CHAPTER 52

image April 3, 2003

image 302 Hospital, Western Beijing, China

image 2,486 Infected, 275 Dead

HUANG YONG, THE REPORTER ATTACHED TO THE TIME BEIJING BUREAU, had been sent by his bureau chief, Matthew Forney, to drop in to a few local hospitals and discreetly see if any of the doctors, nurses, or support staff would talk about atypical pneumonia cases, or “A pneumonia,” as the disease was being called in Beijing. Huang was often the reporter we would turn to because of his gift for speaking to bureaucrats and blending in with Chinese peasants and proletarians when that was required. Since he spent much of his time at roadside cafés drinking a few beers, Huang would artfully combine that activity with conversation with a few locals to verify rumors. In this case, he walked straight into the hospital—at Time, we would come to call this legally and medically risky practice “bombing” hospitals—and strolled up and down the hallways. The physicians and nurses, he immediately noticed, were all wearing N-95 masks. On later bombing runs, he would carry a bouquet of flowers as a prop. For this trip, he simply began strolling around and asking different doctors if they had any of these dreaded “A pneumonia” cases in the wards. Sure, he was told, they had a few. And they had referred a few cases to 309 Hospital as well.

“How many of these patients do you have?” Huang Yong asked.

“About fifteen,” a doctor told him.

That was strange. Fifteen cases. In this one hospital? In all of Beijing, according to the Ministry of Health, there were only a dozen cases.

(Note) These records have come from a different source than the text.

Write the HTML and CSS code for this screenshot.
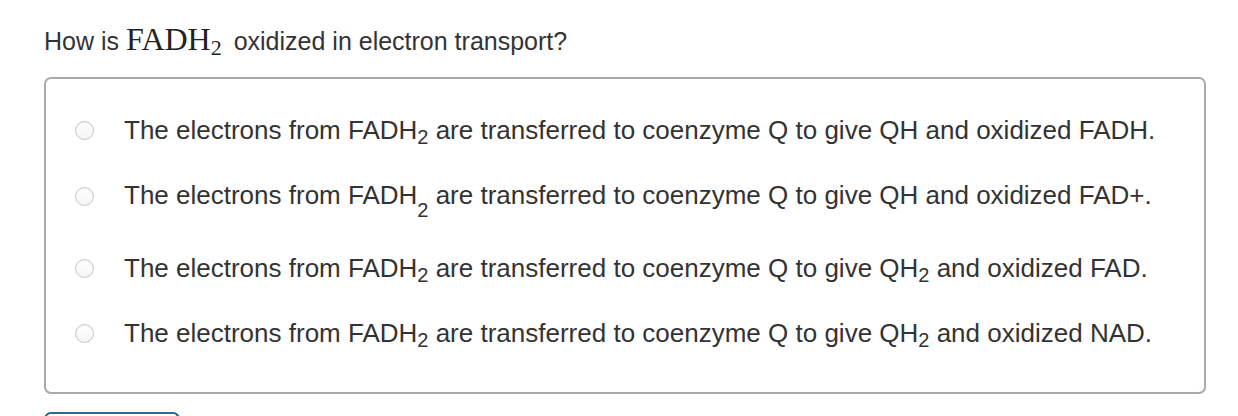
FILE: index.html
```html
<!DOCTYPE html>
<html>
<head>
<meta charset="utf-8">
<link rel="stylesheet" href="styles.css">
</head>
<body>
<div class="page">
  <p class="question">How is <span class="math">FADH<sub class="msub">2</sub></span> oxidized in electron transport?</p>
  <div class="box">
    <label class="opt"><span class="radio"></span><span class="txt">The electrons from FADH<sub class="s">2</sub> are transferred to coenzyme Q to give QH and oxidized FADH.</span></label>
    <label class="opt"><span class="radio"></span><span class="txt">The electrons from FADH<sub class="s low">2</sub> are transferred to coenzyme Q to give QH and oxidized FAD+.</span></label>
    <label class="opt"><span class="radio"></span><span class="txt">The electrons from FADH<sub class="s">2</sub> are transferred to coenzyme Q to give QH<sub class="s">2</sub> and oxidized FAD.</span></label>
    <label class="opt"><span class="radio"></span><span class="txt">The electrons from FADH<sub class="s">2</sub> are transferred to coenzyme Q to give QH<sub class="s">2</sub> and oxidized NAD.</span></label>
  </div>
  <div class="btn"></div>
</div>
</body>
</html>
```
FILE: styles.css
```css
html, body {
  margin: 0;
  padding: 0;
  background: #fff;
}
.page {
  padding: 23px 0 0 44px;
  font-family: "Liberation Sans", Arial, sans-serif;
  color: #333;
  width: 1162px;
}
.question {
  margin: 0;
  font-size: 25px;
  line-height: 32px;
  color: #333;
}
.math {
  font-family: "Liberation Serif", "DejaVu Serif", serif;
  font-size: 32px;
  color: #222;
  margin-right: 5px;
}
.msub {
  font-size: 22px;
  vertical-align: -5px;
  line-height: 0;
}
.box {
  margin-top: 20px;
  border: 2px solid #aaa;
  border-radius: 7px;
  padding: 19px 0 28px 0;
  height: 266px;
  box-sizing: content-box;
}
.opt {
  display: flex;
  align-items: center;
  padding: 20px 0 20px 29px;
  line-height: 25px;
  font-size: 26px;
  color: #333;
}
.radio {
  width: 17px;
  height: 17px;
  border: 1px solid #c8c8c8;
  border-radius: 50%;
  background: linear-gradient(#fff, #f4f4f4);
  box-shadow: inset 0 1px 1px rgba(0,0,0,0.06);
  margin-right: 30px;
  flex: none;
}
.s {
  font-size: 20px;
  line-height: 0;
  vertical-align: -5px;
}
.s.low {
  vertical-align: -13px;
}
.opt:nth-child(2) {
  padding-bottom: 26px;
}
.btn {
  margin-top: 18px;
  width: 136px;
  height: 20px;
  border: 2px solid #2f6a8a;
  border-bottom: none;
  border-radius: 7px 7px 0 0;
  box-sizing: border-box;
}
```
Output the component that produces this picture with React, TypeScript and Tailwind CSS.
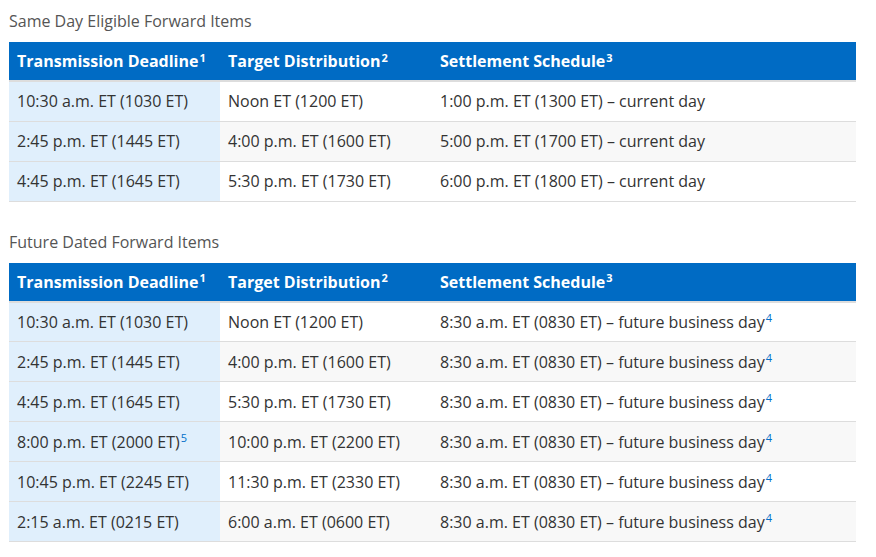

He strolled back out, stopping to talk to the shopkeeper who ran the snack and newspaper kiosk near the entrance gate. He casually asked how many pneumonia patients she had heard about.

She shrugged. “Dozens.”

For the generation that had left their lives at Tiananmen, it was no leap to assume the government would lie. Huang Yong’s generation believed that every government—of the United States or China—played with the truth. But shouldn’t they be more thorough in their prevarication? If a reporter working for a foreign magazine could stumble upon evidence contradictory to what a government minister was, at that exact moment, probably saying at a meeting or press conference somewhere in Beijing, then that meant the lie had to be so big it could not possibly hide the truth. Which meant the truth had to be so terrifying that it necessitated a lie that had no chance of actually succeeding. Huang returned to his little hatchback and pulled out onto the Fourth Ring Road, sipping his beer while he drove. He followed this train of thought to its logical conclusion: the disease was already here, and not only was it here, it was doing so much damage that the leadership was panicking. The bigger the lie, the more horrible the truth. He pulled in to the parking lot at Ditan Hospital, also known as the Beijing Prevention and Treatment Center for Viral Infectious Diseases. He slipped on his gauze mask and walked up to the registration desk and asked, “Do you have a respiratory department here?”

“What’s your problem?” the nurse standing behind the counter asked.

“Lung disease,” he answered.

She jumped back a full meter and covered her mouth and nose with her hand. “Go to the emergency ward.”

Huang laughed and went to the elevator bank. At the emergency ward, he strolled toward the nurses’ station in the middle of an open suite of ICU theaters. There were dozens of patients in critical condition. The nurses wore N-95 masks and appeared to be busy behind the counter.

“I think my mother is here,” Huang said.

“Who is she?” asked a nurse seated behind a desk.

“We call her Granny Hu,” he said. “She has atypical pneumonia.”

“She’s one of a dozen,” the nurse said.

By the time Huang returned to the TIME bureau offices in the Jianguomen diplomatic compound, he had visited one more hospital, in which he had heard of ten more cases. That made at least thirty-seven cases, while the official tally was still only a dozen.

Matt Forney called me to talk about Huang Yong’s reporting.

“You may be right about the government hiding cases,” he conceded.

Huang got on the phone, and we talked about what he had seen. I was eager to try to get something onto our website or into the magazine on this subject, and I pointed out that if, in the first three hospitals Huang walked into he had found dozens of infected patients, then who knew how many more there were throughout Beijing?

Forney, when he came back on the line, agreed that there was something to this, but then he raised a valid point: Huang Yong was not a doctor or a scientist, and our criteria of what constituted a SARS case could be different from the government’s.

It was a legitimate issue. What would happen if we ran a story about Beijing hiding cases, and it turned out these were not SARS cases but some other pneumonia? More likely, if the government came out and said we were wrong, how could we refute them? We didn’t have virus growing in cell lines. We didn’t have a doctor backing us up.

“We need a whistle-blower,” Matt said, making a reference to Time magazine’s Persons of the Year in 2002—Cynthia Cooper of WorldCom, Sherron Watkins of Enron, and Coleen Rowley of the FBI—who brought to light the big corporate and government scandals of the previous year.

We both knew how unlikely it was that anyone in China would be willing to take that sort of risk.